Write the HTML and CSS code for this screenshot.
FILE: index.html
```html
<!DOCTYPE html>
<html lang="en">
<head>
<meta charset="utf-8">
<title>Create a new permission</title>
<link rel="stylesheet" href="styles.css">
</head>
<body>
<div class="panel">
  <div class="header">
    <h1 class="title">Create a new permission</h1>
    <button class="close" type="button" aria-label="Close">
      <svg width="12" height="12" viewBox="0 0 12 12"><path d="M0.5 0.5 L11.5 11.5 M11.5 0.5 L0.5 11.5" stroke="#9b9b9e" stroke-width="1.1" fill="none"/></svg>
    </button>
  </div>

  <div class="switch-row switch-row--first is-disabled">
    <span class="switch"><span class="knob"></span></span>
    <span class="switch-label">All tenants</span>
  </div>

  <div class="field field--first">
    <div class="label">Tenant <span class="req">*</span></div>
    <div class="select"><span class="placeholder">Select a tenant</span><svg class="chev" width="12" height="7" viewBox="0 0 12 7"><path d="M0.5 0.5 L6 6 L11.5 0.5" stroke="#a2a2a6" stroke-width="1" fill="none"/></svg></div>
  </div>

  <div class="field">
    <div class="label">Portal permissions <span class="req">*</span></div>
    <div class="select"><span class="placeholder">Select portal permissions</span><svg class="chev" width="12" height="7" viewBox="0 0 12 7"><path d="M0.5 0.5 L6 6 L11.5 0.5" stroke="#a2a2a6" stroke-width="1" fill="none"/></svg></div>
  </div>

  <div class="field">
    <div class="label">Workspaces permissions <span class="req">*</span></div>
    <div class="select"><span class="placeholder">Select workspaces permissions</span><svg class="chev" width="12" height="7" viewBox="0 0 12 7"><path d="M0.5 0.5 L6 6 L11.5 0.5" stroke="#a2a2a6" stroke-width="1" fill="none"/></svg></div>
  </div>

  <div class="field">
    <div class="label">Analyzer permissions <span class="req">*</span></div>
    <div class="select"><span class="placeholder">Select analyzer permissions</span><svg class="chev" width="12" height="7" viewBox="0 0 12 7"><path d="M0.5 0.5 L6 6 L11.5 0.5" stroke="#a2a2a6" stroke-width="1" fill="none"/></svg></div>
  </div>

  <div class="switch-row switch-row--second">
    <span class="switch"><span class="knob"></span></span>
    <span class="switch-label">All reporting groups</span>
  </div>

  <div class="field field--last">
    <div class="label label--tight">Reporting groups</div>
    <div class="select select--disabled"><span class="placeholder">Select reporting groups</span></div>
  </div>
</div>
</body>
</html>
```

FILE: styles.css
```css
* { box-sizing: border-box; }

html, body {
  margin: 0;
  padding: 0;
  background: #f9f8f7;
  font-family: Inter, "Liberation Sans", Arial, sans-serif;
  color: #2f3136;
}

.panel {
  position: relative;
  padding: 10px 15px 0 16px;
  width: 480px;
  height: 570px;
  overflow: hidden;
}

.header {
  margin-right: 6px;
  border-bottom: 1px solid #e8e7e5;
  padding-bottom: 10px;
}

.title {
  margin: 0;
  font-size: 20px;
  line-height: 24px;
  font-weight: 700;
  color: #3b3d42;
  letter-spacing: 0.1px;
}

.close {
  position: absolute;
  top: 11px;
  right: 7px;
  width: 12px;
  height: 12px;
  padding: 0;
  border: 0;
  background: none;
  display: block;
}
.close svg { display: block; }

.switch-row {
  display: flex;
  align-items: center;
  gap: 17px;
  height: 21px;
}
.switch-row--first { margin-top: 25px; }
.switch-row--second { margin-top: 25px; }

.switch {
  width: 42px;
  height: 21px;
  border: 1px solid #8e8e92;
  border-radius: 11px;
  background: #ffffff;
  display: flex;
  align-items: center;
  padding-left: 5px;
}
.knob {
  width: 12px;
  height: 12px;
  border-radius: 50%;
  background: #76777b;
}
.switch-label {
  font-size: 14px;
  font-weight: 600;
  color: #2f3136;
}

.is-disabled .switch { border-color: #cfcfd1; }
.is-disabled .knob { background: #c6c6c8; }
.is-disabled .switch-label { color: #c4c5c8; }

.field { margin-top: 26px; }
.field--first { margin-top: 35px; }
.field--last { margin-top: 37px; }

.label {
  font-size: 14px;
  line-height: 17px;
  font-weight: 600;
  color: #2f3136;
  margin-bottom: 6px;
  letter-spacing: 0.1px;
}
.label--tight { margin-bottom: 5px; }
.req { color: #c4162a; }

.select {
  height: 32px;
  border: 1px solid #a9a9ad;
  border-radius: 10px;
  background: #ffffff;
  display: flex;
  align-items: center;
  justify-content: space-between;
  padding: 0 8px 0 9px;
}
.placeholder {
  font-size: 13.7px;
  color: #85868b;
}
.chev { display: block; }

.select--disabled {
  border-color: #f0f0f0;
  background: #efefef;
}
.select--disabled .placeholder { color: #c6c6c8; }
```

* **YOUR TASK**: Retype all the material above precisely, with no line left out.

* **ANSWER TO THE EXERCISE**:
Write the HTML and CSS code for this screenshot.
FILE: index.html
```html
<!DOCTYPE html>
<html lang="en">
<head>
<meta charset="utf-8">
<title>Create a new permission</title>
<link rel="stylesheet" href="styles.css">
</head>
<body>
<div class="panel">
  <div class="header">
    <h1 class="title">Create a new permission</h1>
    <button class="close" type="button" aria-label="Close">
      <svg width="12" height="12" viewBox="0 0 12 12"><path d="M0.5 0.5 L11.5 11.5 M11.5 0.5 L0.5 11.5" stroke="#9b9b9e" stroke-width="1.1" fill="none"/></svg>
    </button>
  </div>

  <div class="switch-row switch-row--first is-disabled">
    <span class="switch"><span class="knob"></span></span>
    <span class="switch-label">All tenants</span>
  </div>

  <div class="field field--first">
    <div class="label">Tenant <span class="req">*</span></div>
    <div class="select"><span class="placeholder">Select a tenant</span><svg class="chev" width="12" height="7" viewBox="0 0 12 7"><path d="M0.5 0.5 L6 6 L11.5 0.5" stroke="#a2a2a6" stroke-width="1" fill="none"/></svg></div>
  </div>

  <div class="field">
    <div class="label">Portal permissions <span class="req">*</span></div>
    <div class="select"><span class="placeholder">Select portal permissions</span><svg class="chev" width="12" height="7" viewBox="0 0 12 7"><path d="M0.5 0.5 L6 6 L11.5 0.5" stroke="#a2a2a6" stroke-width="1" fill="none"/></svg></div>
  </div>

  <div class="field">
    <div class="label">Workspaces permissions <span class="req">*</span></div>
    <div class="select"><span class="placeholder">Select workspaces permissions</span><svg class="chev" width="12" height="7" viewBox="0 0 12 7"><path d="M0.5 0.5 L6 6 L11.5 0.5" stroke="#a2a2a6" stroke-width="1" fill="none"/></svg></div>
  </div>

  <div class="field">
    <div class="label">Analyzer permissions <span class="req">*</span></div>
    <div class="select"><span class="placeholder">Select analyzer permissions</span><svg class="chev" width="12" height="7" viewBox="0 0 12 7"><path d="M0.5 0.5 L6 6 L11.5 0.5" stroke="#a2a2a6" stroke-width="1" fill="none"/></svg></div>
  </div>

  <div class="switch-row switch-row--second">
    <span class="switch"><span class="knob"></span></span>
    <span class="switch-label">All reporting groups</span>
  </div>

  <div class="field field--last">
    <div class="label label--tight">Reporting groups</div>
    <div class="select select--disabled"><span class="placeholder">Select reporting groups</span></div>
  </div>
</div>
</body>
</html>
```

FILE: styles.css
```css
* { box-sizing: border-box; }

html, body {
  margin: 0;
  padding: 0;
  background: #f9f8f7;
  font-family: Inter, "Liberation Sans", Arial, sans-serif;
  color: #2f3136;
}

.panel {
  position: relative;
  padding: 10px 15px 0 16px;
  width: 480px;
  height: 570px;
  overflow: hidden;
}

.header {
  margin-right: 6px;
  border-bottom: 1px solid #e8e7e5;
  padding-bottom: 10px;
}

.title {
  margin: 0;
  font-size: 20px;
  line-height: 24px;
  font-weight: 700;
  color: #3b3d42;
  letter-spacing: 0.1px;
}

.close {
  position: absolute;
  top: 11px;
  right: 7px;
  width: 12px;
  height: 12px;
  padding: 0;
  border: 0;
  background: none;
  display: block;
}
.close svg { display: block; }

.switch-row {
  display: flex;
  align-items: center;
  gap: 17px;
  height: 21px;
}
.switch-row--first { margin-top: 25px; }
.switch-row--second { margin-top: 25px; }

.switch {
  width: 42px;
  height: 21px;
  border: 1px solid #8e8e92;
  border-radius: 11px;
  background: #ffffff;
  display: flex;
  align-items: center;
  padding-left: 5px;
}
.knob {
  width: 12px;
  height: 12px;
  border-radius: 50%;
  background: #76777b;
}
.switch-label {
  font-size: 14px;
  font-weight: 600;
  color: #2f3136;
}

.is-disabled .switch { border-color: #cfcfd1; }
.is-disabled .knob { background: #c6c6c8; }
.is-disabled .switch-label { color: #c4c5c8; }

.field { margin-top: 26px; }
.field--first { margin-top: 35px; }
.field--last { margin-top: 37px; }

.label {
  font-size: 14px;
  line-height: 17px;
  font-weight: 600;
  color: #2f3136;
  margin-bottom: 6px;
  letter-spacing: 0.1px;
}
.label--tight { margin-bottom: 5px; }
.req { color: #c4162a; }

.select {
  height: 32px;
  border: 1px solid #a9a9ad;
  border-radius: 10px;
  background: #ffffff;
  display: flex;
  align-items: center;
  justify-content: space-between;
  padding: 0 8px 0 9px;
}
.placeholder {
  font-size: 13.7px;
  color: #85868b;
}
.chev { display: block; }

.select--disabled {
  border-color: #f0f0f0;
  background: #efefef;
}
.select--disabled .placeholder { color: #c6c6c8; }
```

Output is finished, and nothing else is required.